« L’enquête sur “l’islamo-gauchisme” à l’université n’aura pas lieu et n’avait pas lieu d’être »

La parole du gouvernement ne l’engage en rien. Il aura fallu deux ans après l’annonce, en février 2021, du lancement d’« une enquête » sur « l’islamo-gauchisme » à l’université par l’ancienne ministre de l’enseignement supérieur et de la recherche Frédérique Vidal, pour que le ministère réponde, le 17 mars 2023, au recours introduit par six enseignants-chercheurs le 13 avril 2021 devant le Conseil d’Etat. Le ministère a assuré au Tribunal administratif de Paris que cette annonce constituait « une simple déclaration d’intention », « sans effet juridique direct ». Les propos de la ministre n’engageraient donc pas sa responsabilité.

Souvenons-nous. Le 14 février 2021, Frédérique Vidal déclare que « l’islamo-gauchisme gangrène la société », mais aussi « l’université », et qu’elle a décidé de « demander au [Centre nationale de la recherche scientifique] de faire une enquête […] pour distinguer ce qui relève de la recherche académique de ce qui relève du militantisme et de l’opinion ». Elle le répète les jours suivants dans d’autres médias et le confirme à l’Assemblée nationale en réponse à la question d’une députée.

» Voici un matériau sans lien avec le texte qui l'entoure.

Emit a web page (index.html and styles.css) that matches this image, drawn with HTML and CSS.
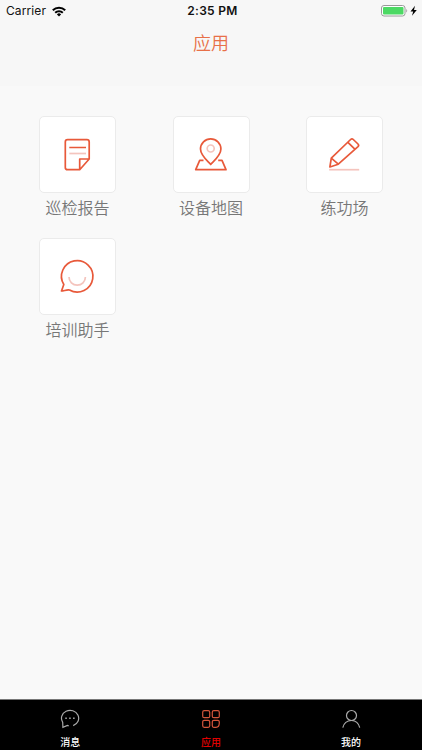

En protestation contre cette « chasse aux sorcières », une tribune de 600 universitaires (avec bientôt 23 000 signataires) réclame sa démission, l’accusant « de diffamer une profession et, au-delà, toute une communauté […] qu’il lui appartient, en tant que ministre, de protéger ». En solidarité, 200 universitaires de langue anglaise publient une tribune dénonçant la « menace de censure » qui s’abat sur leurs collègues de France.

Beaucoup de bruit pour rien

La ministre fait écho aux propos d’Emmanuel Macron qui, en juin 2020, accusait les universitaires de « casser la République en deux », amplifiés par son ministre de l’éducation nationale : au lendemain de la mort de Samuel Paty, Jean-Michel Blanquer dénonçait des « complicités intellectuelles avec le terrorisme » pour s’en prendre aux « auteurs intellectuels de cet assassinat ». Les accusations de Frédérique Vidal sur un « islamo-gauchisme » universitaire imaginaire résonnent également avec l’argumentaire présidentiel pour la loi contre le « séparatisme », adoptée quelques mois plus tard.

Estimant que cette enquête constituait un abus caractérisé, empiétant gravement sur les libertés académiques, des universitaires ont alors formé un recours pour excès de pouvoir. Depuis, leurs avocats, William Bourdon et Vincent Brengarth, n’ont cessé de demander communication des actes constitutifs de cette enquête : silence de la ministre et du ministère.